++++ MATERIAL PROVIDED
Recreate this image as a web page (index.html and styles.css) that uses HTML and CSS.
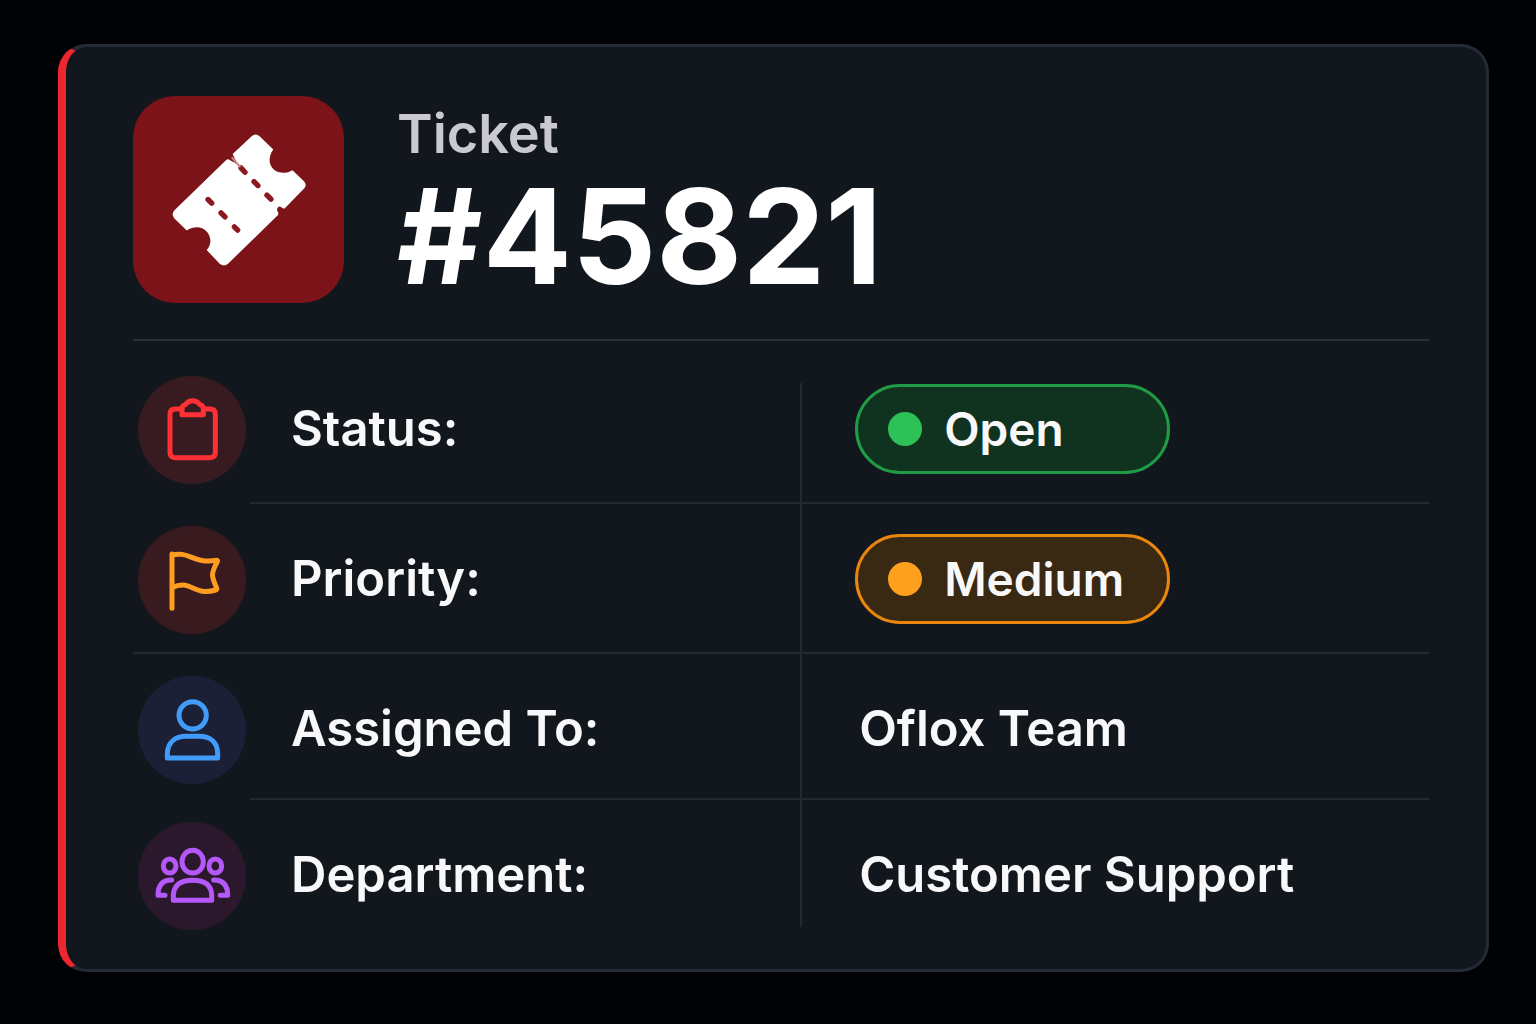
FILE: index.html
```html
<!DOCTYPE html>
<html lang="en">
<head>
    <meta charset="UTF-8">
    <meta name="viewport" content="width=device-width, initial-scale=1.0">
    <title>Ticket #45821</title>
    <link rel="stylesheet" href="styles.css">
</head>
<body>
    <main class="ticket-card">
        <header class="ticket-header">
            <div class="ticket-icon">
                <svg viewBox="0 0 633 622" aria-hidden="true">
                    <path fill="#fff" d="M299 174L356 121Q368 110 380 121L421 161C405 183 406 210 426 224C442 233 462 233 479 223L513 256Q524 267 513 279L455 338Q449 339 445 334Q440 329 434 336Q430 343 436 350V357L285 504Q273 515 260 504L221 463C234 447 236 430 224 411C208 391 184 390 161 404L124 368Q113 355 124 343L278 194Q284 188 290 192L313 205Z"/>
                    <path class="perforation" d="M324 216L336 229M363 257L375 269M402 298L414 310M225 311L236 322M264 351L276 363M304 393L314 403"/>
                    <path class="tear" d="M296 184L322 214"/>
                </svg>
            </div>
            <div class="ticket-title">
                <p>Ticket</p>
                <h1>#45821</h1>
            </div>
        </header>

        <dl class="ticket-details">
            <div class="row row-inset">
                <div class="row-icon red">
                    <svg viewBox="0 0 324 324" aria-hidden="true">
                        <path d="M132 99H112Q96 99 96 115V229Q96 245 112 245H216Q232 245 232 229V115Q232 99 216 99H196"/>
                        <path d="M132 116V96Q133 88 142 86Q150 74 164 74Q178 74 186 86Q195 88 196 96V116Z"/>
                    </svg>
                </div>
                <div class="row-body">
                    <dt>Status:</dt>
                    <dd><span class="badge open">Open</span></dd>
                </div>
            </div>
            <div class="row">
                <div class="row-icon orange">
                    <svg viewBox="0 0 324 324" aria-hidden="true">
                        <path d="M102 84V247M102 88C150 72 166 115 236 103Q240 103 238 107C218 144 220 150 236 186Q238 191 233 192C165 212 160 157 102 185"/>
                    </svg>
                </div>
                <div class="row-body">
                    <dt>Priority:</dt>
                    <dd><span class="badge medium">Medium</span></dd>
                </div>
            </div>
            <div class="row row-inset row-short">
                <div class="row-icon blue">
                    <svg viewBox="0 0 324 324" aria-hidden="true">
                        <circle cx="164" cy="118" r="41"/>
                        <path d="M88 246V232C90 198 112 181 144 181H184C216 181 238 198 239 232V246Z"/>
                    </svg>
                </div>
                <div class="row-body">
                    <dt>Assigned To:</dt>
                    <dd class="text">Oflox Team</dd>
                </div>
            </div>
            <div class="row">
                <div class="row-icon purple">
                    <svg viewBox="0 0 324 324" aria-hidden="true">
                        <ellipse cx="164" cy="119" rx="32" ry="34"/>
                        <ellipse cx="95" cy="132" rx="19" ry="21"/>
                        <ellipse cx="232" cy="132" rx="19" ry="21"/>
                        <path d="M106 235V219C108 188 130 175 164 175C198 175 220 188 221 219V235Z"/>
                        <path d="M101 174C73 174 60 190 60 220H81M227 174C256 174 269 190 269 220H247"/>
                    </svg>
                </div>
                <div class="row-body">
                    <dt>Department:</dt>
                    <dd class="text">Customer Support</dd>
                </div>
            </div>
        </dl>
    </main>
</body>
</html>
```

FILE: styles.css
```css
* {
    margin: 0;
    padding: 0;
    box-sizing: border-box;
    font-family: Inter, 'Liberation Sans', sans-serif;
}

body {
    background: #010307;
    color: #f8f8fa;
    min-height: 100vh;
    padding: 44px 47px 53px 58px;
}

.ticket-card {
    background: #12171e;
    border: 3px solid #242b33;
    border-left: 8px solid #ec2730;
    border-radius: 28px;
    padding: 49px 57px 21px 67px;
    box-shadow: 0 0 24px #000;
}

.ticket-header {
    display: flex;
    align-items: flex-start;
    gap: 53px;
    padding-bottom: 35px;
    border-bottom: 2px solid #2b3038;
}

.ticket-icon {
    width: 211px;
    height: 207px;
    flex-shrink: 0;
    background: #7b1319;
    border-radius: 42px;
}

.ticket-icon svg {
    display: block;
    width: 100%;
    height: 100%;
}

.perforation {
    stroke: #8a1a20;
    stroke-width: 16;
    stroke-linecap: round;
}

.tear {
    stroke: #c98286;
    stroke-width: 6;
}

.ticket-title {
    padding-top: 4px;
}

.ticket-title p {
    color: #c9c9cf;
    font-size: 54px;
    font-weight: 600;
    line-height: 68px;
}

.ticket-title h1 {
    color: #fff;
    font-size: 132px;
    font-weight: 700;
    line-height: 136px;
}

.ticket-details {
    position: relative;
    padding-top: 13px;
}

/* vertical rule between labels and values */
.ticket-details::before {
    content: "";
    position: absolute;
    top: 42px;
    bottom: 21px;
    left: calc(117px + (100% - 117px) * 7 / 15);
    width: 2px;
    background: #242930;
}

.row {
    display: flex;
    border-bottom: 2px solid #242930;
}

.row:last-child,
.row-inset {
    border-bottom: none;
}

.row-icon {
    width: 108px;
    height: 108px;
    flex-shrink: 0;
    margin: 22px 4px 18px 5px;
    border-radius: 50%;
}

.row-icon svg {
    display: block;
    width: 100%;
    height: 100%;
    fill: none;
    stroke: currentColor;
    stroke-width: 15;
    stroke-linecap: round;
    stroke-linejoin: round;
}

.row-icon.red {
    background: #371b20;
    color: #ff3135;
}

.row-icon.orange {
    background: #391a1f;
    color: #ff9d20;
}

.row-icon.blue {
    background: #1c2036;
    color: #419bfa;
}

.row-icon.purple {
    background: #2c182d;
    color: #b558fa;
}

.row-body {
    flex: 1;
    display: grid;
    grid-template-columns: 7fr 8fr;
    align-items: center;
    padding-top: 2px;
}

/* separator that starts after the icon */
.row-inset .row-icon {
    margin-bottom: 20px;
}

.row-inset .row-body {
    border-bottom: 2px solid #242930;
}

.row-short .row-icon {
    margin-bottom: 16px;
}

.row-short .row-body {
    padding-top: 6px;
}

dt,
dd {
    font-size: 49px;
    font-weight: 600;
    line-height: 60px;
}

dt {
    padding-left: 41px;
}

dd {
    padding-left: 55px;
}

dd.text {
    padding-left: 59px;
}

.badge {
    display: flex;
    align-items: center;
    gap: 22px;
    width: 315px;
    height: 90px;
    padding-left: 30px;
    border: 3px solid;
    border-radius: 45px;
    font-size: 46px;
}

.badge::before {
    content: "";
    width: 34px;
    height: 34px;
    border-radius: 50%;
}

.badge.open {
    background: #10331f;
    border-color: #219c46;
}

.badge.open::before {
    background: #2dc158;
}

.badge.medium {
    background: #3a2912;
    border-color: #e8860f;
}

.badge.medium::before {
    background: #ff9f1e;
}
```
++++++++
> _WHAT IS ASKED_: State, as a bare number, how many lines of the listing hold the word "index".

> _RESULT OF THE EXERCISE_: 2